Le grand Missverständnis

Zwischen dem französischen Volk und seinem Präsidenten Emmanuel Macron funktioniert es einfach nicht mehr. Grund dafür ist ein tiefes gegenseitigesUnverständnis.

Schon bald ein Sammlerstück? Das offizielle Präsidentenphoto... Foto: Patrick Janicek / Wikimedia Commons / CC-BY 2.0

(KL) – Emmanuel Macron hat es geschafft – drei Viertel seiner Landsleute lehnen ihn und seine Politik ab, ein Negativwert, den bislang kein Präsident der V. Französischen Republik erreicht hat. Das tiefe gegenseitige Unverständnis zwischen Macron und seinen Landleuten basiert auf einem großen Missverständnis – die Franzosen hatten geglaubt , „einen von ihnen“ ins höchste Staatsamt zu wählen, der dort ihre Interessen verteidigen würde, während Macron davon ausging, die Franzosen hätten ihn zum Kaiser gekrönt. Doch beide Annahmen waren falsch.

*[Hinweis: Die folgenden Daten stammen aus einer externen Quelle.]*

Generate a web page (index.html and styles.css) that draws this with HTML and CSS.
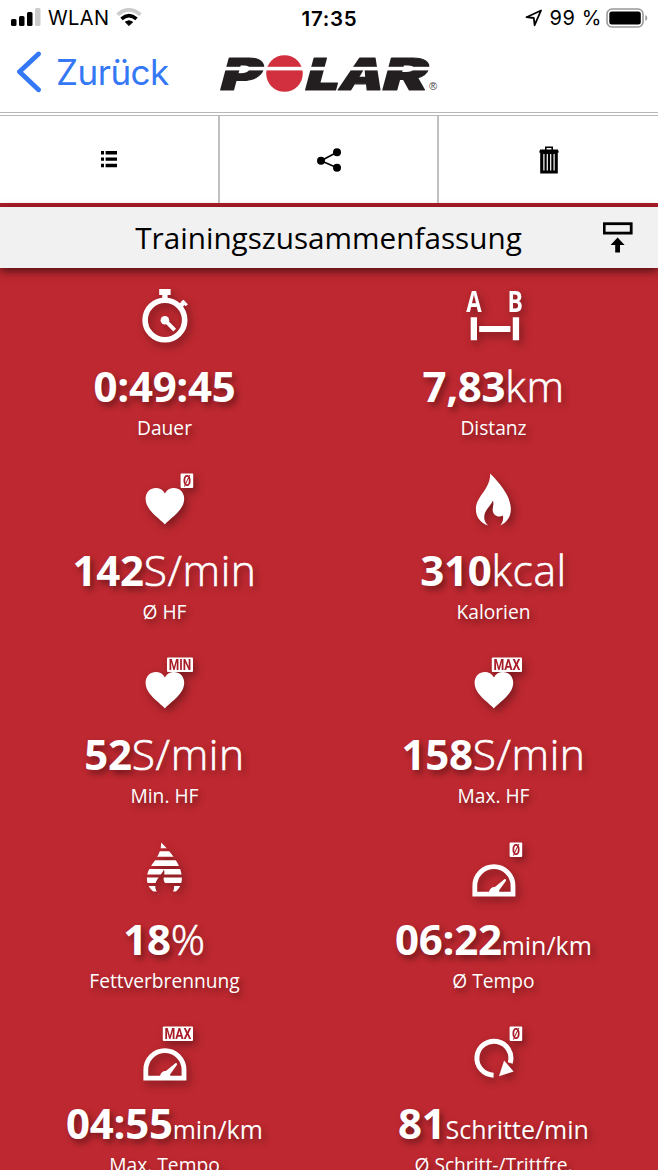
FILE: index.html
```html
<!DOCTYPE html>
<html lang="de">
<head>
    <meta charset="UTF-8">
    <meta name="viewport" content="width=device-width, initial-scale=1.0">
    <title>Trainingszusammenfassung</title>
    <link rel="stylesheet" href="styles.css">
</head>
<body>
    <div class="status-bar">
        <div class="status-left">
            <svg width="30" height="20" viewBox="0 0 30 20">
                <rect x="0" y="11" width="5.5" height="7" rx="1.5"/>
                <rect x="8" y="8" width="5.5" height="10" rx="1.5"/>
                <rect x="16" y="4" width="5.5" height="14" rx="1.5"/>
                <rect x="24" y="0" width="5.5" height="18" rx="1.5" fill="#ccc"/>
            </svg>
            <span class="carrier">WLAN</span>
            <svg width="26" height="20" viewBox="0 0 26 20" fill="none" stroke-width="3.6">
                <path d="M1.5 6.6Q13-3 24.5 6.6" stroke="#ccc"/>
                <path d="M5.5 10.8Q13 4.4 20.5 10.8" stroke="#000"/>
                <path d="M9.4 14Q13 11.4 16.6 14L13 17.6Z" fill="#000" stroke="#000" stroke-width="1"/>
            </svg>
        </div>
        <div class="time">17:35</div>
        <div class="status-right">
            <svg width="18" height="18" viewBox="0 0 18 18" fill="none" stroke="#000" stroke-width="1.8" stroke-linejoin="round">
                <path d="M1.5 8.2L16 1.5L9.6 16.2L8.8 9Z"/>
            </svg>
            <span class="percent">99 %</span>
            <svg width="42" height="20" viewBox="0 0 42 20">
                <rect x="1" y="1" width="36" height="18" rx="5" fill="none" stroke="#999" stroke-width="1.6"/>
                <rect x="3.3" y="3.4" width="31.5" height="13.2" rx="2.5"/>
                <path d="M39.3 7Q41.3 8 41.3 10T39.3 13Z" fill="#999"/>
            </svg>
        </div>
    </div>

    <header class="nav">
        <a class="back" href="#">
            <svg width="26" height="42" viewBox="0 0 26 42" fill="none" stroke="#3478f6" stroke-width="4.8" stroke-linecap="round" stroke-linejoin="round">
                <path d="M22.5 3L3.5 20.8L22.5 38.8"/>
            </svg>
            <span>Zurück</span>
        </a>
        <svg class="logo" width="222" height="40" viewBox="0 0 222 40">
            <g class="logo-text" transform="translate(0 34.6) skewX(-15)">
                <text x="-1" y="0" textLength="41" lengthAdjust="spacingAndGlyphs">P</text>
                <text x="84" y="0" textLength="34" lengthAdjust="spacingAndGlyphs">L</text>
                <text x="118" y="0" textLength="44" lengthAdjust="spacingAndGlyphs">A</text>
                <text x="161" y="0" textLength="45" lengthAdjust="spacingAndGlyphs">R</text>
            </g>
            <circle cx="65.5" cy="18.5" r="18.3" fill="#d2303e"/>
            <rect x="0" y="11.8" width="213" height="3.6" fill="#fff"/>
            <text x="210" y="35" class="reg">®</text>
        </svg>
    </header>

    <nav class="toolbar">
        <a href="#">
            <svg width="16" height="17" viewBox="0 0 16 17">
                <path d="M0 0h3v3.4H0zM4.6 0H16v3.4H4.6zM0 6.4h3v3.4H0zM4.6 6.4H16v3.4H4.6zM0 12.8h3v3.4H0zM4.6 12.8H16v3.4H4.6z"/>
            </svg>
        </a>
        <a href="#">
            <svg width="24" height="24" viewBox="0 0 24 24">
                <path d="M20 4.2L4 12.8L20 19.8" fill="none" stroke="#000" stroke-width="1.6"/>
                <circle cx="4" cy="12.8" r="4"/>
                <circle cx="20" cy="4.2" r="4"/>
                <circle cx="20" cy="19.8" r="4"/>
            </svg>
        </a>
        <a href="#">
            <svg width="20" height="28" viewBox="0 0 20 28">
                <path d="M6.8 4V1.2h6.4V4" fill="none" stroke="#000" stroke-width="1.6"/>
                <path d="M0 6.6L1.2 3.6H18.8L20 6.6zM1.2 6.6H18.8V27.5H1.2z"/>
                <path d="M4.9 8V24.5M8.3 8V24.5M11.7 8V24.5M15.1 8V24.5" stroke="#fff" stroke-width="1.2"/>
            </svg>
        </a>
    </nav>

    <div class="title-bar">
        <h1>Trainingszusammenfassung</h1>
        <svg class="collapse" width="30" height="31" viewBox="0 0 30 31">
            <rect x="1.2" y="1.7" width="27" height="9.4" fill="none" stroke="#000" stroke-width="2.8"/>
            <path d="M14.6 15.5L21.6 22.9H17V30.5H12.2V22.9H7.6z"/>
        </svg>
    </div>

    <main class="stats">
        <div class="stat">
            <svg class="icon" viewBox="0 0 80 64">
                <circle cx="40.5" cy="36" r="19.8" fill="none" stroke="#fff" stroke-width="5.6"/>
                <path d="M34.8 5h11.4v6h-3v4h-5.4v-4h-3z"/>
                <path d="M55 23L60 17.8" stroke="#fff" stroke-width="4.6"/>
                <path d="M58 16.8L62.4 21.2" stroke="#fff" stroke-width="3"/>
                <circle cx="40.5" cy="36.2" r="4.3"/>
                <path d="M40.5 36.2L50.3 46.2" stroke="#fff" stroke-width="3.8"/>
            </svg>
            <div class="value"><b>0:49:45</b></div>
            <div class="label">Dauer</div>
        </div>
        <div class="stat">
            <svg class="icon" viewBox="0 0 80 64">
                <text class="ab" x="12.8" y="28" textLength="15.4" lengthAdjust="spacingAndGlyphs">A</text>
                <text class="ab" x="54" y="28" textLength="15.4" lengthAdjust="spacingAndGlyphs">B</text>
                <path d="M17.3 33.3h6.3v23h-6.3zM59.4 33.3h6.3v23h-6.3zM25.8 42h31.2v6H25.8z"/>
            </svg>
            <div class="value"><b>7,83</b>km</div>
            <div class="label">Distanz</div>
        </div>
        <div class="stat">
            <svg class="icon" viewBox="0 0 80 64">
                <path d="M40.5 56.4C34 49.5 21.2 42 21.2 30.8C21.2 18.5 36 16.5 40.5 25.4C45 16.5 59.8 18.5 59.8 30.8C59.8 42 47 49.5 40.5 56.4Z"/>
                <rect x="56.2" y="5.4" width="12.6" height="14.6" rx="1"/>
                <text class="tag" x="58.5" y="18" textLength="8" lengthAdjust="spacingAndGlyphs">Ø</text>
            </svg>
            <div class="value"><b>142</b>S/min</div>
            <div class="label">Ø HF</div>
        </div>
        <div class="stat">
            <svg class="icon" viewBox="0 0 80 64">
                <path id="flame" d="M36.8 5.5C44 13 57.5 27 57.5 41C57.5 49.5 53 54.5 46.8 57.6C49.5 54.5 50.2 51 49.5 47.6C44.5 50.5 39.5 46.5 39.3 42.5C39.1 39 40.8 36.5 39.5 32.5C37.5 38 31.2 41.5 30.8 49C30.7 52.5 32.5 55.5 34.8 57.6C27 54.8 22.5 49 22.5 41.5C22.5 28 37 22 36.8 5.5Z"/>
            </svg>
            <div class="value"><b>310</b>kcal</div>
            <div class="label">Kalorien</div>
        </div>
        <div class="stat">
            <svg class="icon" viewBox="0 0 80 64">
                <path d="M40.5 56.4C34 49.5 21.2 42 21.2 30.8C21.2 18.5 36 16.5 40.5 25.4C45 16.5 59.8 18.5 59.8 30.8C59.8 42 47 49.5 40.5 56.4Z"/>
                <rect x="42.6" y="5.4" width="26" height="14.6" rx="1"/>
                <text class="tag" x="44.4" y="18" textLength="22.4" lengthAdjust="spacingAndGlyphs">MIN</text>
            </svg>
            <div class="value"><b>52</b>S/min</div>
            <div class="label">Min. HF</div>
        </div>
        <div class="stat">
            <svg class="icon" viewBox="0 0 80 64">
                <path d="M40.5 56.4C34 49.5 21.2 42 21.2 30.8C21.2 18.5 36 16.5 40.5 25.4C45 16.5 59.8 18.5 59.8 30.8C59.8 42 47 49.5 40.5 56.4Z"/>
                <rect x="38.4" y="5.4" width="30.2" height="14.6" rx="1"/>
                <text class="tag" x="40" y="18" textLength="27" lengthAdjust="spacingAndGlyphs">MAX</text>
            </svg>
            <div class="value"><b>158</b>S/min</div>
            <div class="label">Max. HF</div>
        </div>
        <div class="stat">
            <svg class="icon" viewBox="0 0 80 64">
                <clipPath id="stripes">
                    <path d="M0 5h80v6.2H0zM0 14.3h80v5.5H0zM0 23.2h80V29H0zM0 32.1h80v5.3H0zM0 40.5h80v5.4H0zM0 49.1h80v5.4H0zM0 57h80v3H0z"/>
                </clipPath>
                <use href="#flame" clip-path="url(#stripes)"/>
            </svg>
            <div class="value"><b>18</b>%</div>
            <div class="label">Fettverbrennung</div>
        </div>
        <div class="stat">
            <svg class="icon" viewBox="0 0 80 64">
                <g id="gauge">
                    <path d="M21.4 57.2V49A19.1 19.4 0 0 1 59.6 49V57.2Z" fill="none" stroke="#fff" stroke-width="4.8"/>
                    <path d="M35.6 56C35.8 51.8 38.5 50 41.5 50L51.3 41.9Q53.2 41.8 52.6 43.8L45.8 53.2V56Z"/>
                </g>
                <rect x="56.2" y="5.4" width="12.6" height="14.6" rx="1"/>
                <text class="tag" x="58.5" y="18" textLength="8" lengthAdjust="spacingAndGlyphs">Ø</text>
            </svg>
            <div class="value"><b>06:22</b><small>min/km</small></div>
            <div class="label">Ø Tempo</div>
        </div>
        <div class="stat">
            <svg class="icon" viewBox="0 0 80 64">
                <use href="#gauge"/>
                <rect x="38.4" y="5.4" width="30.2" height="14.6" rx="1"/>
                <text class="tag" x="40" y="18" textLength="27" lengthAdjust="spacingAndGlyphs">MAX</text>
            </svg>
            <div class="value"><b>04:55</b><small>min/km</small></div>
            <div class="label">Max. Tempo</div>
        </div>
        <div class="stat">
            <svg class="icon" viewBox="0 0 80 64">
                <path d="M40.2 54.2A17 17 0 1 1 56.8 42" fill="none" stroke="#fff" stroke-width="5"/>
                <path d="M50.7 39.5L60.2 50.5L45.6 55.2Z"/>
                <rect x="56.2" y="5.4" width="12.6" height="14.6" rx="1"/>
                <text class="tag" x="58.5" y="18" textLength="8" lengthAdjust="spacingAndGlyphs">Ø</text>
            </svg>
            <div class="value"><b>81</b><small>Schritte/min</small></div>
            <div class="label">Ø Schritt-/Trittfre.</div>
        </div>
    </main>
</body>
</html>
```
FILE: styles.css
```css
body {
    margin: 0;
    height: 1170px;
    overflow: hidden;
    background-color: #be2830;
    color: #000;
    font-family: 'Open Sans', sans-serif;
}
svg {
    display: block;
    flex-shrink: 0;
}
.status-bar {
    display: grid;
    grid-template-columns: 1fr auto 1fr;
    align-items: center;
    height: 36px;
    padding: 0 10px 0 11px;
    background-color: #fff;
    font-family: Inter, sans-serif;
    font-size: 20px;
}
.status-left, .status-right {
    display: flex;
    align-items: center;
}
.status-left {
    gap: 7px;
}
.carrier {
    letter-spacing: 0.4px;
}
.time {
    font-weight: 600;
    font-size: 20.5px;
    letter-spacing: 0.7px;
}
.status-right {
    justify-content: flex-end;
    gap: 4px;
}
.status-right .percent {
    margin-left: 3px;
    letter-spacing: 0.6px;
}
.nav {
    display: flex;
    align-items: flex-start;
    height: 76px;
    background-color: #fff;
}
.back {
    display: flex;
    align-items: center;
    gap: 14px;
    width: 203px;
    padding: 15px 0 0 16px;
    box-sizing: border-box;
    color: #3478f6;
    font-family: Inter, sans-serif;
    font-size: 35px;
    letter-spacing: -0.5px;
    line-height: 42px;
    text-decoration: none;
}
.logo {
    margin: 19px 0 0 16px;
    overflow: visible;
}
.logo-text {
    font-family: Inter, sans-serif;
    font-size: 44px;
    font-weight: 900;
    fill: #231f20;
    stroke: #231f20;
    stroke-width: 1.2;
    stroke-linejoin: round;
}
.reg {
    font-family: 'Liberation Sans', sans-serif;
    font-size: 11px;
    fill: #444;
}
.toolbar {
    display: grid;
    grid-template-columns: 220px 219px 219px;
    height: 87px;
    border-top: 4px double #b8b8b8;
    border-bottom: 4px solid #ae1d27;
    background-color: #fff;
}
.toolbar a {
    display: flex;
    justify-content: center;
    align-items: center;
    border-right: 2px solid #c0c0c0;
}
.toolbar a:last-child {
    border-right: none;
}
.title-bar {
    display: flex;
    align-items: center;
    height: 61px;
    padding: 0 25px 0 54px;
    background-color: #f1f1f1;
    box-shadow: 0 3px 9px rgba(0, 0, 0, 0.6);
}
h1 {
    flex: 1;
    margin: 0;
    font-size: 29.7px;
    font-weight: 400;
    text-align: center;
}
.stats {
    display: grid;
    grid-template-columns: 1fr 1fr;
    grid-auto-rows: 184.2px;
    padding-top: 16px;
    color: #fff;
    text-align: center;
}
.icon {
    width: 80px;
    height: 64px;
    margin: 0 auto;
    fill: #fff;
    overflow: visible;
    filter: drop-shadow(3px 4px 4px rgba(0, 0, 0, 0.35));
    transform: translateX(-0.6px);
}
.value {
    height: 64px;
    font-size: 42.5px;
    font-weight: 300;
    line-height: 75px;
    letter-spacing: 0.6px;
    white-space: nowrap;
    text-shadow: 3px 4px 6px rgba(0, 0, 0, 0.4);
    -webkit-text-stroke: 0.6px #fff;
}
.value b {
    font-size: 42px;
    font-weight: 700;
    letter-spacing: -0.3px;
    -webkit-text-stroke: 0;
}
.value small {
    font-size: 25px;
    font-weight: 400;
    letter-spacing: 0;
    -webkit-text-stroke: 0;
}
.label {
    font-size: 19.2px;
    line-height: 32px;
    text-shadow: 3px 4px 6px rgba(0, 0, 0, 0.4);
}
.ab {
    font-size: 28px;
    font-weight: 700;
}
.tag {
    font-family: Roboto, sans-serif;
    font-size: 14.5px;
    font-weight: 700;
    fill: #a81c28;
}
```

Emmanuel Macron ist in der Tat „keiner von uns“. Der ehemalige Rothschild-Banker und unter Präsident Hollande ziemlich erfolglose Wirtschaftsminister Macron ist kein „Freund des Volks“, denn für Macron ist der Begriff „Volk“ nahe am Begriff „Pöbel“. In den anderthalb Jahren seiner Amtszeit hat Macron keine Gelegenheit ausgelassen, sich abfällig über seine Landsleute zu äußern, sich über sozial Schwache lustig zu machen und gleichzeitig Maßnahmen durchzuziehen, die wohl nur in Nobelvierteln wie Neuilly-sur-Seine Freude auslösen. Dass er als letzte Alternative zu dem dumpf-braunen rechtsextremen Front National gewählt worden war, hat Macron vergessen. Doch haben die Franzosen 2017 nicht FÜR Emmanuel Macron, sondern GEGEN Marine Le Pen gestimmt.

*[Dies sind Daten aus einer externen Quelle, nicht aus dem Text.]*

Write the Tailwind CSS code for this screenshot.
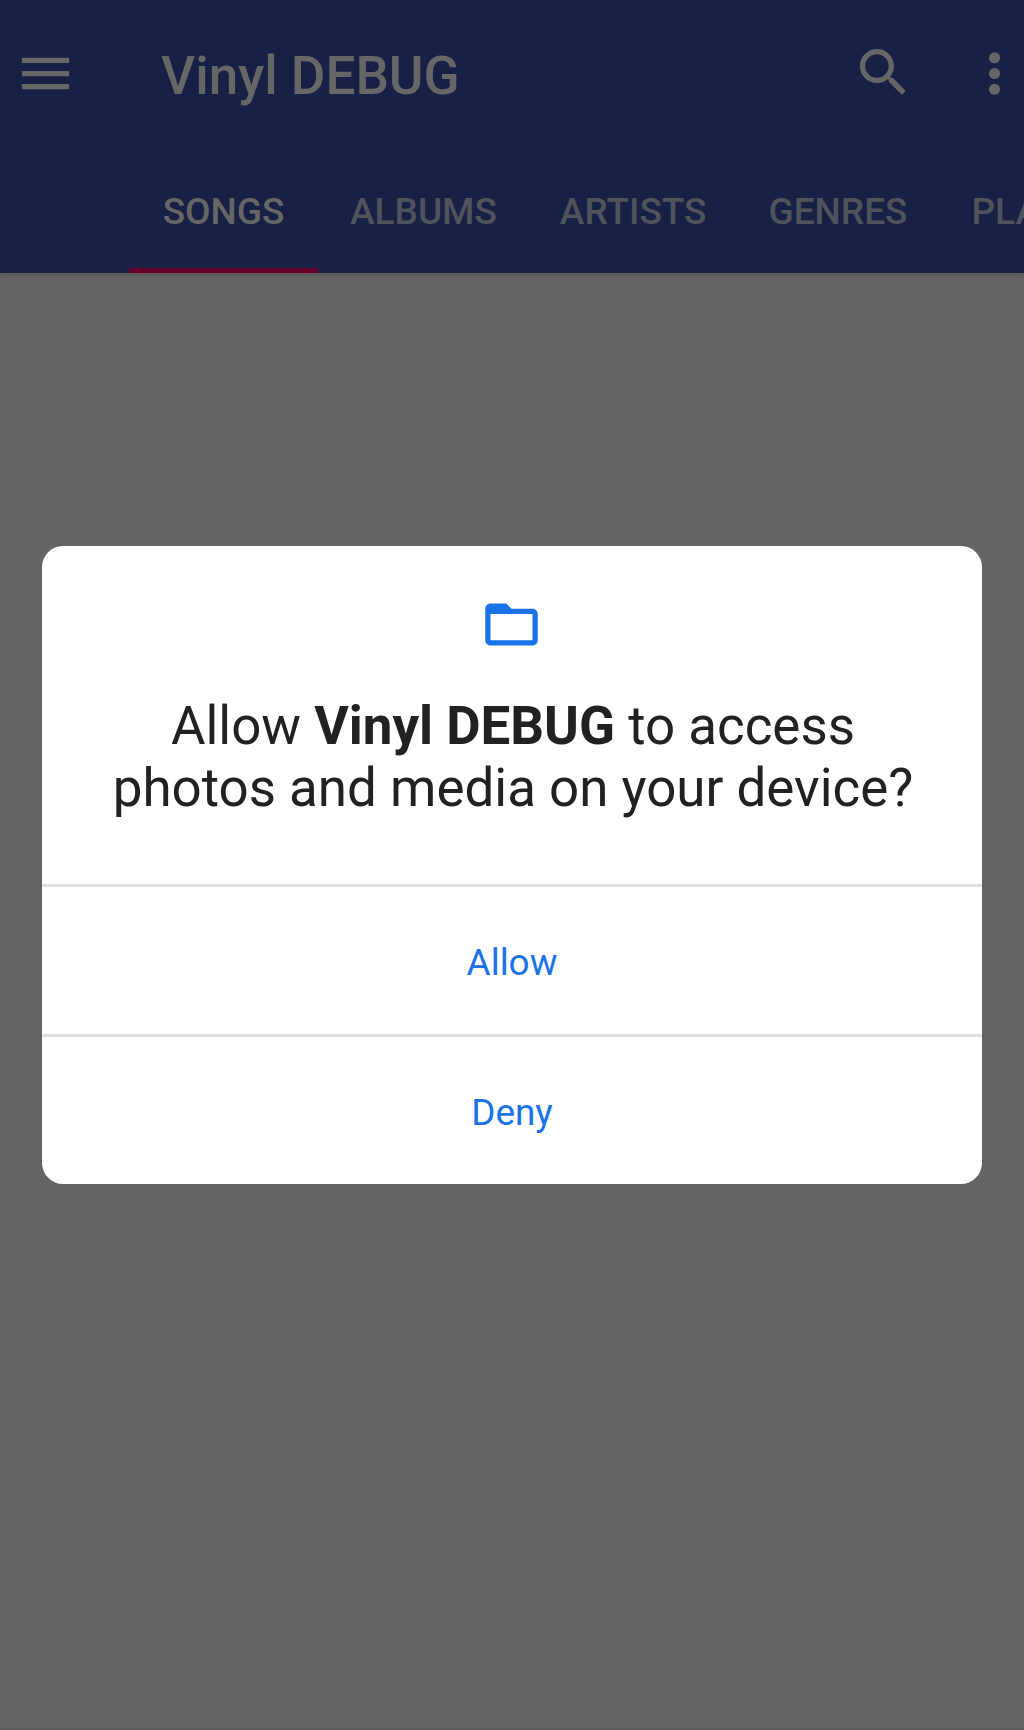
<!DOCTYPE html>
<html lang="en">
<head>
<meta charset="utf-8">
<title>Vinyl DEBUG</title>
<script src="https://cdn.jsdelivr.net/npm/@tailwindcss/browser@4"></script>
</head>
<body class="relative h-[1730px] w-[1024px] overflow-hidden bg-[#646464] font-['Roboto',sans-serif]">
<header class="relative flex h-[273px] flex-col bg-[#192046] shadow-[0_2px_8px_rgba(0,0,0,0.14)]">
  <div class="flex h-[147px] items-center pl-[14px] text-[#666666]">
    <svg class="size-[63px] shrink-0" viewBox="0 0 24 24" fill="currentColor"><path d="M3 18h18v-2H3v2zm0-5h18v-2H3v2zm0-7v2h18V6H3z"/></svg>
    <h1 class="ml-[84px] grow pt-[4px] text-[53px] leading-[62px] font-medium whitespace-nowrap">Vinyl DEBUG</h1>
    <svg class="mb-[2px] size-[63px] shrink-0" viewBox="0 0 24 24" fill="currentColor"><path d="M15.5 14h-.79l-.28-.27C15.41 12.59 16 11.11 16 9.5 16 5.91 13.09 3 9.5 3S3 5.91 3 9.5 5.91 16 9.5 16c1.61 0 3.09-.59 4.23-1.57l.27.28v.79l5 4.99L20.49 19l-4.99-5zm-6 0C7.01 14 5 11.99 5 9.5S7.01 5 9.5 5 14 7.01 14 9.5 11.99 14 9.5 14z"/></svg>
    <svg class="-mr-[2px] ml-[48px] size-[63px] shrink-0" viewBox="0 0 24 24" fill="currentColor"><circle cx="12" cy="6" r="2.1"/><circle cx="12" cy="12" r="2.1"/><circle cx="12" cy="18" r="2.1"/></svg>
  </div>
  <nav class="flex h-[126px] overflow-hidden pl-[129px] text-[37px] leading-[43px] font-medium whitespace-nowrap text-[#50525c]">
    <div class="flex w-[189px] shrink-0 items-center justify-center border-b-[5px] border-[#66002b] pt-[8px] text-[#666666]">SONGS</div>
    <div class="flex shrink-0 items-center pr-[31px] pl-[32px] pt-[3px]">ALBUMS</div>
    <div class="flex shrink-0 items-center pr-[31px] pl-[32px] pt-[3px]">ARTISTS</div>
    <div class="flex shrink-0 items-center pr-[32px] pl-[31px] pt-[3px]">GENRES</div>
    <div class="flex shrink-0 items-center px-[32px] pt-[3px]">PLAYLISTS</div>
  </nav>
</header>
<div class="absolute inset-0 flex flex-col items-center border-b-2 border-[#5c5a5a] pt-[546px]">
  <section role="dialog" class="flex h-[638px] w-[940px] flex-col overflow-hidden rounded-[21px] bg-white">
    <div class="flex h-[338px] flex-col items-center pt-[47px]">
      <svg class="mr-[2px] size-[63px]" viewBox="0 0 24 24" fill="#1a73e8"><path d="M20 6h-8l-2-2H4c-1.1 0-1.99.9-1.99 2L2 18c0 1.1.9 2 2 2h16c1.1 0 2-.9 2-2V8c0-1.1-.9-2-2-2zm0 12H4V8h16v10z"/></svg>
      <p class="mt-[39px] pl-[2px] text-center text-[52.9px] leading-[62px] whitespace-nowrap text-[#212121]">Allow <b class="font-bold">Vinyl DEBUG</b> to access<br>photos and media on your device?</p>
    </div>
    <button class="h-[150px] border-t-3 border-[#e0e0e0] pt-[4px] text-[36.9px] text-[#1a73e8]">Allow</button>
    <button class="h-[150px] border-t-3 border-[#e0e0e0] pt-[4px] text-[36.9px] text-[#1a73e8]">Deny</button>
  </section>
</div>
</body>
</html>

Doch das französische Volk hat ebenfalls einen großen Fehler begangen, als es im Wahlkampf der hemmungslosen politischen Kommunikation des Salon-Rebellen Macron glaubte. Denn im Wahlkampf versprach Macron so ziemlich jedem alles, und die Franzosen glaubten ihm. Vermutlich, weil sie nach den ätzenden Jahren unter Sarkozy und Hollande tatsächlich Lust hatten, mal wieder etwas zu glauben. Doch leider hatte Macron außer dem Vorhaben das politische Establishment einzustampfen keine großen Vorstellungen, wie es danach weitergehen soll. Die Auswirkungen dieser amateurhaften Konzeptlosigkeit sehen wir heute auf Frankreichs Straßen.

Dazu kommt noch ein Persönlichkeitsproblem, das Emmanuel Macron zu seinem oft seltsamen Verhalten treibt. Der Mann ist offenbar tatsächlich davon überzeugt, dass seine Politik, sein Denken und seine Person etwas göttlich Inspiriertes haben, doch das ist natürlich Quatsch. Auch gestern, als er sich an seine Landsleute wandte, hatte er wieder diesen etwas verklärten Blick, der vermutlich suggerieren soll, dass der Präsident gerade einen dieser Momente der Eingebung hat. Leider hat niemand in seinem aus Hofschranzen und Ohrenbläsern bestehendem Hofstaat, der ihn ab und zu mal wieder auf die Erde zurückholt. Was dann auch seine zahlreichen verbalen Ausfälle erklärt.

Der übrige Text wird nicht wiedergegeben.